My colleague Michel provided me with a technique that is close to your approach. Then we'll look at the difference between the two methods. 

A kinetic energy approach


Let's start with some math:

Pin = Pout + Plost
      = dK/dt + Plost  ( where K is the kinetic energy and dK/dt is the rate of change of the kinetic energy which is the instantaneous power)
      = 1/2 * m * d(V^2)/dt + Plost
      = m * V * dV/dt + Plost
      = m * V * a + Plost  (where dV/dt = a is the acceleration)

This shows that, at stady state, a=0 and therefore,

Pin = Plost  (at steady state)

The math suggests a simple way to measure the power lost at any desired vehicle speed. Just run the vehicle on horizontal flat ground, bring the vehicle to a constant speed, and look at the engine power. Do this for a set of speeds between 0 and maximum vehicle speed, and you get the data to plot the power lost vs. the vehicle speed. 


The "dynamo-meter" approach

To answer your question above: at full throttle, the brake has to be applied until the engine shaft gets a steady speed. Perform the operation for different speeds in order to capture the power lost vs engine speeds (remember to run this test on a frictionless surface). 
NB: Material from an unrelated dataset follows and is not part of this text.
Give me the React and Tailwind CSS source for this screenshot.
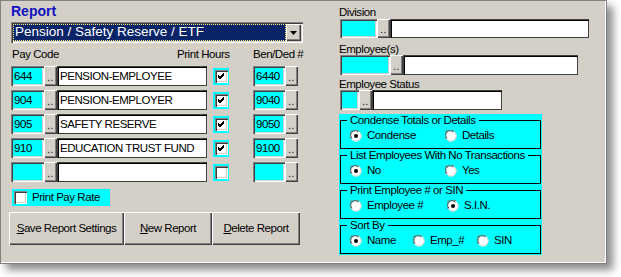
const sunken =
  "shadow-[inset_1px_1px_0_#808080,inset_2px_2px_0_#404040,inset_-1px_-1px_0_#ffffff,inset_-2px_-2px_0_#d4d0c8]";
const raised =
  "shadow-[inset_1px_1px_0_#ffffff,inset_-1px_-1px_0_#404040,inset_-2px_-2px_0_#808080]";

function Dots({ className = "" }) {
  return (
    <div className={`flex items-end justify-center bg-[#d4d0c8] ${raised} ${className}`}>
      <span className="mb-[3px] text-[10px] leading-none tracking-[0.5px]">..</span>
    </div>
  );
}

function Cyan({ value, className = "" }) {
  return (
    <div className={`flex items-center bg-[#00ffff] pl-[3px] pt-[1px] ${sunken} ${className}`}>
      {value}
    </div>
  );
}

function Field({ value, className = "" }) {
  return (
    <div
      className={`flex items-center bg-white pl-[3px] pt-[1px] shadow-[inset_1px_1px_0_#404040,inset_2px_2px_0_#000,inset_-1px_-1px_0_#404040] ${className}`}
    >
      {value}
    </div>
  );
}

function Check({ checked }) {
  return (
    <div className="flex h-[17px] w-[16px] items-center justify-center bg-[#00ffff]">
      <div className={`relative h-[13px] w-[13px] bg-white ${sunken}`}>
        {checked && (
          <svg className="absolute left-[3px] top-[3px]" width="7" height="7" viewBox="0 0 7 7">
            <path d="M0 2 L2 4 L6 0 M0 3 L2 5 L6 1 M0 4 L2 6 L6 2" stroke="#000" strokeWidth="1" fill="none" />
          </svg>
        )}
      </div>
    </div>
  );
}

function Radio({ on }) {
  return (
    <svg width="12" height="12" viewBox="0 0 12 12" className="shrink-0">
      <circle cx="6" cy="6" r="5.5" fill="#fff" />
      <path d="M1 9 A5.5 5.5 0 0 1 9 1" stroke="#808080" strokeWidth="1" fill="none" />
      <path d="M2 8.5 A4.5 4.5 0 0 1 8.5 2" stroke="#404040" strokeWidth="1" fill="none" />
      <path d="M10.5 3 A5.5 5.5 0 0 1 3 10.5" stroke="#d4d0c8" strokeWidth="1" fill="none" />
      {on && <circle cx="6" cy="6" r="2" fill="#000" />}
    </svg>
  );
}

function Opt({ on, label, w }) {
  return (
    <div className="flex items-center gap-[5px]" style={{ width: w }}>
      <Radio on={on} />
      <span>{label}</span>
    </div>
  );
}

function Group({ title, children, className = "" }) {
  return (
    <fieldset className={`h-[35px] border border-black pl-[9px] ${className}`}>
      <legend className="-ml-[3px] px-[3px] leading-[12px]">{title}</legend>
      <div className="mt-[3px] flex h-[14px] items-center">{children}</div>
    </fieldset>
  );
}

const rows = [
  { code: "644", name: "PENSION-EMPLOYEE", hours: true, ben: "6440" },
  { code: "904", name: "PENSION-EMPLOYER", hours: true, ben: "9040" },
  { code: "905", name: "SAFETY RESERVE", hours: true, ben: "9050" },
  { code: "910", name: "EDUCATION TRUST FUND", hours: true, ben: "9100" },
  { code: "", name: "", hours: false, ben: "" },
];

function BigButton({ children, className = "" }) {
  return (
    <button
      type="button"
      className={`flex h-[33px] items-center justify-center bg-[#d4d0c8] ${raised} ${className}`}
    >
      {children}
    </button>
  );
}

export default function App() {
  return (
    <div className="h-[277px] w-[621px] overflow-hidden bg-white font-['Liberation_Sans',Arial,sans-serif] text-[11.5px] tracking-[-0.45px] text-black">
      <div className="flex h-[264px] w-[607px] border border-[#808080] bg-[#d4d0c8] pl-[8px] shadow-[inset_-1px_-1px_0_#ffffff,6px_6px_8px_rgba(0,0,0,0.45)]">
        {/* left column */}
        <div className="flex w-[295px] flex-col">
          <div className="ml-[2px] mt-[1px] h-[18px] text-[14px] font-bold leading-[18px] tracking-normal text-[#1010c0]">
            Report
          </div>
          <div className={`ml-[2px] mt-[2px] flex h-[21px] w-[292px] bg-white p-[2px] ${sunken}`}>
            <div className="flex flex-1 items-center border border-dotted border-[#ffff80] bg-[#0a246a] pl-[1px] text-[13.5px] tracking-normal text-white">
              Pension / Safety Reserve / ETF
            </div>
            <div className={`flex w-[15px] items-center justify-center bg-[#d4d0c8] ${raised}`}>
              <svg width="7" height="4" viewBox="0 0 7 4">
                <path d="M0 0 H7 L3.5 4 Z" fill="#000" />
              </svg>
            </div>
          </div>
          <div className="mt-[5px] flex h-[14px] items-center">
            <span className="ml-[3px] w-[165px]">Pay Code</span>
            <span className="w-[76px]">Print Hours</span>
            <span>Ben/Ded #</span>
          </div>
          <div className="mt-[4px] flex flex-col gap-[4px]">
            {rows.map((r, i) => (
              <div key={i} className="flex h-[20px] items-center">
                <Cyan value={r.code} className="ml-[2px] h-[20px] w-[33px]" />
                <Dots className="h-[20px] w-[13px]" />
                <Field value={r.name} className="h-[20px] w-[150px]" />
                <div className="ml-[6px] w-[40px]">
                  <Check checked={r.hours} />
                </div>
                <Cyan value={r.ben} className="h-[20px] w-[32px]" />
                <Dots className="h-[20px] w-[13px]" />
              </div>
            ))}
          </div>
          <div className="ml-[3px] mt-[7px] flex h-[17px] w-[98px] items-center bg-[#00ffff] pl-[2px]">
            <div className={`h-[13px] w-[13px] bg-white ${sunken}`} />
            <span className="ml-[5px]">Print Pay Rate</span>
          </div>
          <div className="mt-[6px] flex">
            <BigButton className="w-[115px]">
              <span><u>S</u>ave Report Settings</span>
            </BigButton>
            <BigButton className="w-[88px]">
              <span><u>N</u>ew Report</span>
            </BigButton>
            <BigButton className="w-[88px]">
              <span><u>D</u>elete Report</span>
            </BigButton>
          </div>
        </div>

        {/* right column */}
        <div className="ml-[35px] flex w-[252px] flex-col">
          <div className="mt-[5px] h-[13px] leading-[13px]">Division</div>
          <div className="flex h-[19px]">
            <Cyan className="ml-[1px] w-[37px]" />
            <Dots className="w-[13px]" />
            <Field className="w-[199px]" />
          </div>
          <div className="mt-[5px] h-[12px] leading-[12px]">Employee(s)</div>
          <div className="flex h-[20px]">
            <Cyan className="ml-[1px] w-[50px]" />
            <Dots className="w-[13px]" />
            <Field className="w-[175px]" />
          </div>
          <div className="mt-[4px] h-[11px] leading-[11px]">Employee Status</div>
          <div className="flex h-[20px]">
            <Cyan className="ml-[1px] w-[19px]" />
            <Dots className="w-[13px]" />
            <Field className="w-[130px]" />
          </div>
          <div className="mt-[4px] flex w-[203px] flex-col bg-[#00ffff] px-[1px] pb-[1px]">
            <Group title="Condense Totals or Details">
              <Opt on label="Condense" w={95} />
              <Opt label="Details" />
            </Group>
            <Group title="List Employees With No Transactions">
              <Opt on label="No" w={95} />
              <Opt label="Yes" />
            </Group>
            <Group title="Print Employee # or SIN" className="pl-[7px]">
              <Opt label="Employee #" w={97} />
              <Opt on label="S.I.N." />
            </Group>
            <Group title="Sort By">
              <Opt on label="Name" w={63} />
              <Opt label="Emp_#" w={64} />
              <Opt label="SIN" />
            </Group>
          </div>
        </div>
      </div>
    </div>
  );
}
Comparisons between the two


The two techniques are valid, but they don't measure the same thing. In the Kinetic approach, you are capturing the power loss due to all forces that exist in the environment (likely the ground reaction force, rolling resistance and/or tire model compaction resistance force, etc). In the dynamo-meter approach, you are getting the power loss of the drive train of the vehicle only.